Juiz mantém pena de barões da coca: milionários sem conta no banco
Operação da PF apreendeu 805 quilos de cocaína, mais de 2 milhões de dólares, imóveis, carros de luxo e joias
A 3ª Vara da Justiça Federal de Campo Grande negou provimento a recurso da defesa dos irmãos Odacir Santos Corrêa e Odir Fernando Santos Côrrea, alvos da operação Nevada, e manteve na íntegra a sentença de condenação por tráfico transnacional, lavagem de dinheiro e organização criminosa.
Na decisão, é destacada a contradição entre a vida de milionários e nenhuma movimentação na economia formal: eles não tinham conta bancária ou aplicação financeira em nenhuma instituição, nem em nome próprio nem em nome da pessoa jurídica de sua propriedade.
Realizada em 2016 pela PF (Polícia Federal), a operação Nevada apreendeu 805 quilos de cocaína, mais de 2 milhões de dólares, dezenas de milhares de reais pertencentes aos condenados, vários imóveis, carros de luxo (como automóveis Land Rover e BMW), joias e outros bens de origem desconhecida.

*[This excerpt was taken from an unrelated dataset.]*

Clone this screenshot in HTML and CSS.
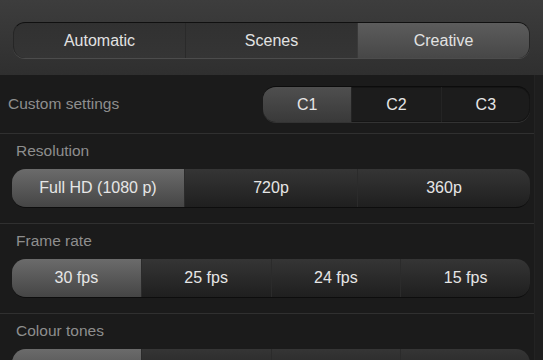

À época, chamou a atenção uma mansão na rua Serra Nevada, em Campo Grande, inclusive com estátua de figuras gregas no jardim.
A condenação de 14 pessoas veio em dezembro, numa decisão do juiz federal Bruno Cezar da Cunha Teixeira, titular da 3ª Vara Federal de Campo Grande, especializada em crimes de lavagem de dinheiro, ocultação de bens e valores e crimes contra o SFN (Sistema Financeiro Nacional).
No entanto, a defesa de Odacir, Odir e Gustavo da Silva Gonçalves apresentou embargos de declaração apontando contradição, omissão e obscuridade na decisão. Os questionamentos incluem se há provas da lavagem de dinheiro, de associação criminosa, uso de “maleta” pela PF para escuta sem passar por operadoras e sobre a negativa de reabrir a instrução processual devido à declaração de Jedeão de Oliveira, ex-diretor de secretaria da 3ª Vara.
Funcionário de confiança do juiz federal Odilon de Oliveira, que comandou por anos a 3ª Vara da Justiça Federal de Campo Grande, Jedeão registrou documento em cartório onde cita ter sido informado de que Odilon cobrou R$ 1 milhão para liberar presos da operação Nevada. A denúncia foi negada pelo juiz aposentado.
Lavagem de capitais – Conforme a decisão, divulgada na última sexta-feira, a origem ilícita do dinheiro, como proveito direto da prática do tráfico de drogas como meio de vida, ficou demonstrada no tópico que trata da associação para o tráfico de droga. Conforme admitidos pelos próprios réus, eles não tinham conta bancária ou aplicação financeira em nenhuma instituição.
“Não há notícia de multimilionários brasileiros - que desenvolvam atividade lícita - que não tenham uma única conta bancária, investimento ou mesmo cartão de crédito ou de débito. A tese de que tenham pessoalmente transportado milhões de reais e dólares de procedência lícita em viagens de carro, conforme alegado, foi tida como insubsistente à luz do sólido conjunto probatório”, aponta a decisão.
Ganha destaque a ausência de qualquer negociação telefônica que trate do comércio agropecuário, apontada como atividade formal dos irmãos.
Sobre o uso da maleta para escuta, a decisão cita que a defesa não detalha quando a PF teria se valido desse recurso. “A defesa não comprovou a existência desse aparelho, se realmente tem a capacidade arguida, se a Superintendência da Polícia Federal do Mato Grosso do Sul detinha algum destes aparelhos ou se utilizou algum desses aparelhos durante as específicas investigações”, diz a Justiça Federal.
Ostentação – A descoberta do grupo aconteceu devido a reclamações de moradores das proximidades da mansão na rua Serra Nevada. Na ocasião, policiais federais constataram intensa movimentação de automóveis de luxo pertencentes a empresas fantasmas e reiteradas reuniões de pessoas envolvidas com o tráfico de entorpecentes.
O grupo atuava em núcleos e enviava grandes quantidades de cocaína boliviana para a cidade de São Paulo.
Na internalização da droga no País, fardos de cocaína boliviana eram arremessados de aviões na área rural dos municípios de Bodoquena, Bonito e Porto Murtinho. Depois disso, a droga era carregada em carroceria de veículos ou enterrada em local adequado para posterior carregamento e envio para a cidade de São Paulo. Odacir Fernando Santos Corrêa foi condenado a 51 anos; Odacir Santos Corrêa, 14 anos; e Gustavo da Silva Gonçalves a 12 anos.